> [What the task asks]
Repeat the material below exactly, with no pictures.

> [Material provided]

#####

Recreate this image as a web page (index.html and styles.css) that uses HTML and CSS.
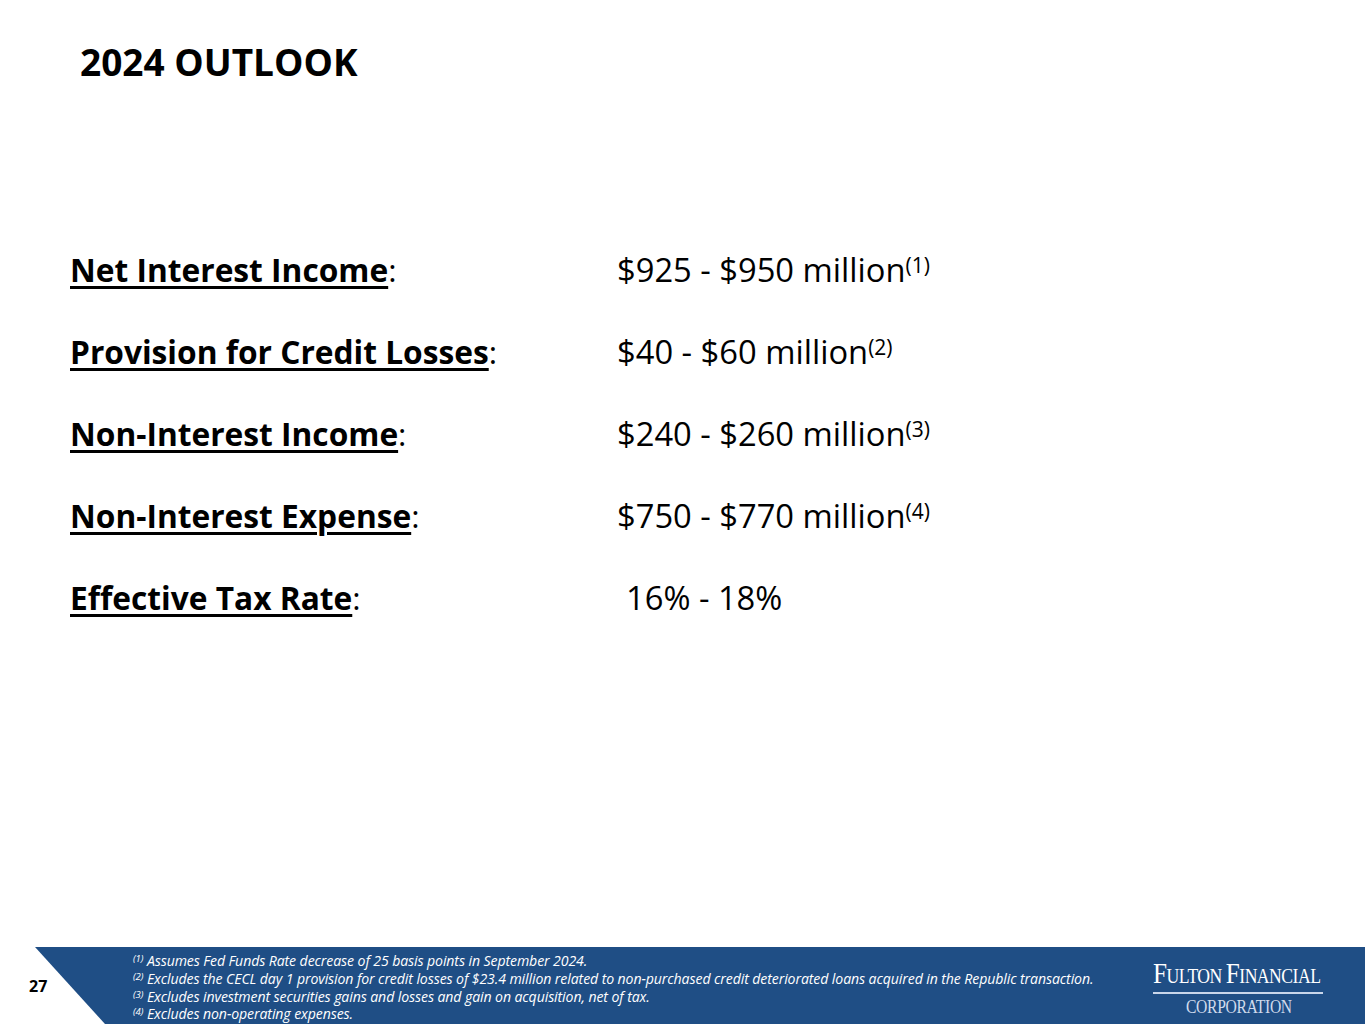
FILE: index.html
```html
<!DOCTYPE html>
<html lang="en">
<head>
<meta charset="utf-8">
<title>2024 Outlook</title>
<link rel="stylesheet" href="styles.css">
</head>
<body>
<div class="slide">
  <header class="head">
    <h1 class="title">2024 OUTLOOK</h1>
  </header>
  <main class="outlook">
    <div class="row">
      <div class="label"><span class="u">Net Interest Income</span><span class="colon">:</span></div>
      <div class="value">$925 - $950 million<sup>(1)</sup></div>
    </div>
    <div class="row">
      <div class="label"><span class="u">Provision for Credit Losses</span><span class="colon">:</span></div>
      <div class="value">$40 - $60 million<sup>(2)</sup></div>
    </div>
    <div class="row">
      <div class="label"><span class="u">Non-Interest Income</span><span class="colon">:</span></div>
      <div class="value">$240 - $260 million<sup>(3)</sup></div>
    </div>
    <div class="row">
      <div class="label"><span class="u">Non-Interest Expense</span><span class="colon">:</span></div>
      <div class="value">$750 - $770 million<sup>(4)</sup></div>
    </div>
    <div class="row">
      <div class="label"><span class="u">Effective Tax Rate</span><span class="colon">:</span></div>
      <div class="value indent">16% - 18%</div>
    </div>
  </main>
  <footer class="foot">
    <div class="pagenum">27</div>
    <div class="band">
      <ul class="notes">
        <li><sup>(1)</sup> Assumes Fed Funds Rate decrease of 25 basis points in September 2024.</li>
        <li><sup>(2)</sup> Excludes the CECL day 1 provision for credit losses of $23.4 million related to non-purchased credit deteriorated loans acquired in the Republic transaction.</li>
        <li><sup>(3)</sup> Excludes investment securities gains and losses and gain on acquisition, net of tax.</li>
        <li><sup>(4)</sup> Excludes non-operating expenses.</li>
      </ul>
      <div class="logo">
        <div class="logo-top"><span class="big">F</span>ULTON <span class="big">F</span>INANCIAL</div>
        <div class="logo-rule"></div>
        <div class="logo-bottom">CORPORATION</div>
      </div>
    </div>
  </footer>
</div>
</body>
</html>
```

FILE: styles.css
```css
* { box-sizing: border-box; }
html, body { margin: 0; padding: 0; background: #ffffff; }
body { font-family: "Open Sans", "Noto Sans", "DejaVu Sans", sans-serif; color: #000; }

.slide {
  width: 1365px;
  height: 1024px;
  display: flex;
  flex-direction: column;
  overflow: hidden;
}

.head { padding: 36px 0 0 80px; height: 248px; }
.title {
  margin: 0;
  font-size: 37px;
  font-weight: 700;
  line-height: 52px;
  letter-spacing: 0;
}

.outlook {
  flex: 1;
  padding-left: 70px;
  display: flex;
  flex-direction: column;
}
.row {
  display: grid;
  grid-template-columns: 547px 1fr;
  height: 82px;
  line-height: 44px;
}
.label { font-weight: 700; font-size: 31.7px; }
.colon { font-weight: 400; }
.u { text-decoration: underline; text-decoration-thickness: 3px; text-underline-offset: 4px; }
.value { font-weight: 400; font-size: 32.7px; }
.value.indent { padding-left: 9px; }
.value sup { font-size: 21px; line-height: 0; vertical-align: 9px; }

.foot {
  height: 77px;
  display: flex;
  align-items: stretch;
}
.pagenum {
  width: 35px;
  font-size: 16px;
  font-weight: 700;
  padding: 28px 0 0 29px;
  flex: none;
  white-space: nowrap;
}
.band {
  flex: 1;
  background: #1f4e85;
  clip-path: polygon(0 0, 100% 0, 100% 100%, 70px 100%);
  display: flex;
  justify-content: space-between;
  padding: 5px 0 0 98px;
  color: #fff;
}
.notes {
  list-style: none;
  margin: 0;
  padding: 0;
  font-size: 14.1px;
  font-style: italic;
  line-height: 17.8px;
  letter-spacing: -0.1px;
}
.notes sup { font-size: 9.5px; line-height: 0; vertical-align: 4px; }

.logo {
  width: 212px;
  padding: 7px 0 0 0;
  font-family: "Liberation Serif", "DejaVu Serif", serif;
  display: flex;
  flex-direction: column;
  align-items: flex-start;
}
.logo-top {
  font-size: 21px;
  line-height: 27px;
  color: #ffffff;
  letter-spacing: -0.6px;
  white-space: nowrap;
  transform: scaleX(0.84);
  transform-origin: left center;
}
.logo-top .big { font-size: 30px; }
.logo-rule { width: 170px; height: 2px; background: #c9d6ea; margin-top: 2px; }
.logo-bottom {
  font-size: 18px;
  line-height: 20px;
  color: #d0dbec;
  margin: 3px 0 0 33px;
  letter-spacing: -0.4px;
  transform: scaleX(0.87);
  transform-origin: left center;
}
```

#####

> [Result]
Recreate this image as a web page (index.html and styles.css) that uses HTML and CSS.
FILE: index.html
```html
<!DOCTYPE html>
<html lang="en">
<head>
<meta charset="utf-8">
<title>2024 Outlook</title>
<link rel="stylesheet" href="styles.css">
</head>
<body>
<div class="slide">
  <header class="head">
    <h1 class="title">2024 OUTLOOK</h1>
  </header>
  <main class="outlook">
    <div class="row">
      <div class="label"><span class="u">Net Interest Income</span><span class="colon">:</span></div>
      <div class="value">$925 - $950 million<sup>(1)</sup></div>
    </div>
    <div class="row">
      <div class="label"><span class="u">Provision for Credit Losses</span><span class="colon">:</span></div>
      <div class="value">$40 - $60 million<sup>(2)</sup></div>
    </div>
    <div class="row">
      <div class="label"><span class="u">Non-Interest Income</span><span class="colon">:</span></div>
      <div class="value">$240 - $260 million<sup>(3)</sup></div>
    </div>
    <div class="row">
      <div class="label"><span class="u">Non-Interest Expense</span><span class="colon">:</span></div>
      <div class="value">$750 - $770 million<sup>(4)</sup></div>
    </div>
    <div class="row">
      <div class="label"><span class="u">Effective Tax Rate</span><span class="colon">:</span></div>
      <div class="value indent">16% - 18%</div>
    </div>
  </main>
  <footer class="foot">
    <div class="pagenum">27</div>
    <div class="band">
      <ul class="notes">
        <li><sup>(1)</sup> Assumes Fed Funds Rate decrease of 25 basis points in September 2024.</li>
        <li><sup>(2)</sup> Excludes the CECL day 1 provision for credit losses of $23.4 million related to non-purchased credit deteriorated loans acquired in the Republic transaction.</li>
        <li><sup>(3)</sup> Excludes investment securities gains and losses and gain on acquisition, net of tax.</li>
        <li><sup>(4)</sup> Excludes non-operating expenses.</li>
      </ul>
      <div class="logo">
        <div class="logo-top"><span class="big">F</span>ULTON <span class="big">F</span>INANCIAL</div>
        <div class="logo-rule"></div>
        <div class="logo-bottom">CORPORATION</div>
      </div>
    </div>
  </footer>
</div>
</body>
</html>
```

FILE: styles.css
```css
* { box-sizing: border-box; }
html, body { margin: 0; padding: 0; background: #ffffff; }
body { font-family: "Open Sans", "Noto Sans", "DejaVu Sans", sans-serif; color: #000; }

.slide {
  width: 1365px;
  height: 1024px;
  display: flex;
  flex-direction: column;
  overflow: hidden;
}

.head { padding: 36px 0 0 80px; height: 248px; }
.title {
  margin: 0;
  font-size: 37px;
  font-weight: 700;
  line-height: 52px;
  letter-spacing: 0;
}

.outlook {
  flex: 1;
  padding-left: 70px;
  display: flex;
  flex-direction: column;
}
.row {
  display: grid;
  grid-template-columns: 547px 1fr;
  height: 82px;
  line-height: 44px;
}
.label { font-weight: 700; font-size: 31.7px; }
.colon { font-weight: 400; }
.u { text-decoration: underline; text-decoration-thickness: 3px; text-underline-offset: 4px; }
.value { font-weight: 400; font-size: 32.7px; }
.value.indent { padding-left: 9px; }
.value sup { font-size: 21px; line-height: 0; vertical-align: 9px; }

.foot {
  height: 77px;
  display: flex;
  align-items: stretch;
}
.pagenum {
  width: 35px;
  font-size: 16px;
  font-weight: 700;
  padding: 28px 0 0 29px;
  flex: none;
  white-space: nowrap;
}
.band {
  flex: 1;
  background: #1f4e85;
  clip-path: polygon(0 0, 100% 0, 100% 100%, 70px 100%);
  display: flex;
  justify-content: space-between;
  padding: 5px 0 0 98px;
  color: #fff;
}
.notes {
  list-style: none;
  margin: 0;
  padding: 0;
  font-size: 14.1px;
  font-style: italic;
  line-height: 17.8px;
  letter-spacing: -0.1px;
}
.notes sup { font-size: 9.5px; line-height: 0; vertical-align: 4px; }

.logo {
  width: 212px;
  padding: 7px 0 0 0;
  font-family: "Liberation Serif", "DejaVu Serif", serif;
  display: flex;
  flex-direction: column;
  align-items: flex-start;
}
.logo-top {
  font-size: 21px;
  line-height: 27px;
  color: #ffffff;
  letter-spacing: -0.6px;
  white-space: nowrap;
  transform: scaleX(0.84);
  transform-origin: left center;
}
.logo-top .big { font-size: 30px; }
.logo-rule { width: 170px; height: 2px; background: #c9d6ea; margin-top: 2px; }
.logo-bottom {
  font-size: 18px;
  line-height: 20px;
  color: #d0dbec;
  margin: 3px 0 0 33px;
  letter-spacing: -0.4px;
  transform: scaleX(0.87);
  transform-origin: left center;
}
```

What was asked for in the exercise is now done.